What Is an Administration Sale?What Is an Administration Sale?

An administration sale involves the sale of all company assets – including stock and premises – to a new buyer, typically immediately upon an insolvency practitioner being appointed as administrator. This can be the preferred option for preserving jobs, value and trade whilst the administrator assesses the potential to exit out of administration.

Depending on the financial position of the company, the administrator may choose to rescue the business through restructuring to make it viable again, sell the business and preserve employment or liquidate the company. The process offers protection from creditor action as well as a structured environment in which to explore these options.
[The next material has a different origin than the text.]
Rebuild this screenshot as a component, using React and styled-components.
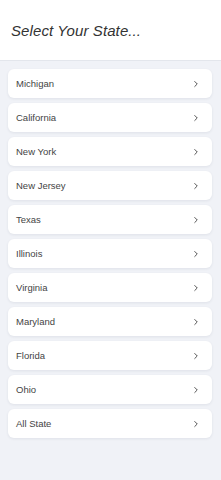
import React from "react";
import styled, { createGlobalStyle } from "styled-components";
import { ChevronRight } from "lucide-react";

const states = [
  "Michigan",
  "California",
  "New York",
  "New Jersey",
  "Texas",
  "Illinois",
  "Virginia",
  "Maryland",
  "Florida",
  "Ohio",
  "All State",
];

function App() {
  return (
    <>
      <GlobalStyle />
      <Page>
        <Header>
          <Title>Select Your State...</Title>
        </Header>
        <List>
          {states.map((name) => (
            <StateRow key={name}>
              <span>{name}</span>
              <ChevronRight size={10} strokeWidth={2.2} />
            </StateRow>
          ))}
        </List>
      </Page>
    </>
  );
}

const GlobalStyle = createGlobalStyle`
  html, body {
    margin: 0;
    padding: 0;
    background: #f0f2f7;
  }
  body {
    font-family: "Liberation Sans", Arial, sans-serif;
  }
`;

const Page = styled.div`
  width: 221px;
  min-height: 480px;
  background: #f0f2f7;
  display: flex;
  flex-direction: column;
`;

const Header = styled.div`
  height: 61px;
  background: #ffffff;
  border-bottom: 1px solid #e3e6ec;
  display: flex;
  align-items: center;
  padding-left: 11px;
  box-sizing: border-box;
  padding-top: 1px;
`;

const Title = styled.h1`
  margin: 0;
  font-size: 15px;
  font-weight: 400;
  font-style: italic;
  color: #333333;
  letter-spacing: 0.1px;
`;

const List = styled.div`
  display: flex;
  flex-direction: column;
  gap: 5px;
  padding: 8px 9px 0 8px;
`;

const StateRow = styled.div`
  height: 29px;
  background: #ffffff;
  border-radius: 6px;
  box-shadow: 0 1px 3px rgba(30, 40, 70, 0.08);
  display: flex;
  align-items: center;
  justify-content: space-between;
  padding: 0 11px 0 8px;
  box-sizing: border-box;
  font-size: 9.5px;
  color: #444444;

  svg {
    color: #444444;
  }
`;

export default App;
Insolvency Administration Sale: Strategies and Considerations

Once the company enters administration, a Statement of Affairs will be prepared and submitted to creditors detailing details of the company’s affairs, assets and liabilities. During this period the directors relinquish control of the company and are unable to interfere with proceedings. Unsecured creditors are unable to influence proceedings but can submit their claims in writing to the administrator who will keep them updated on progress. During this time any employees transferred over to the new company will be protected by TUPE (Transfer of Undertakings and Protection of Employment) legislation.

If a sale of the company as a going concern is possible, it will provide higher returns for creditors and a higher chance of retaining jobs. However, there will be costs associated with the administration that need to be settled and a legal requirement for the public to be made aware of the company being in administration through a notice placed in The London Gazette.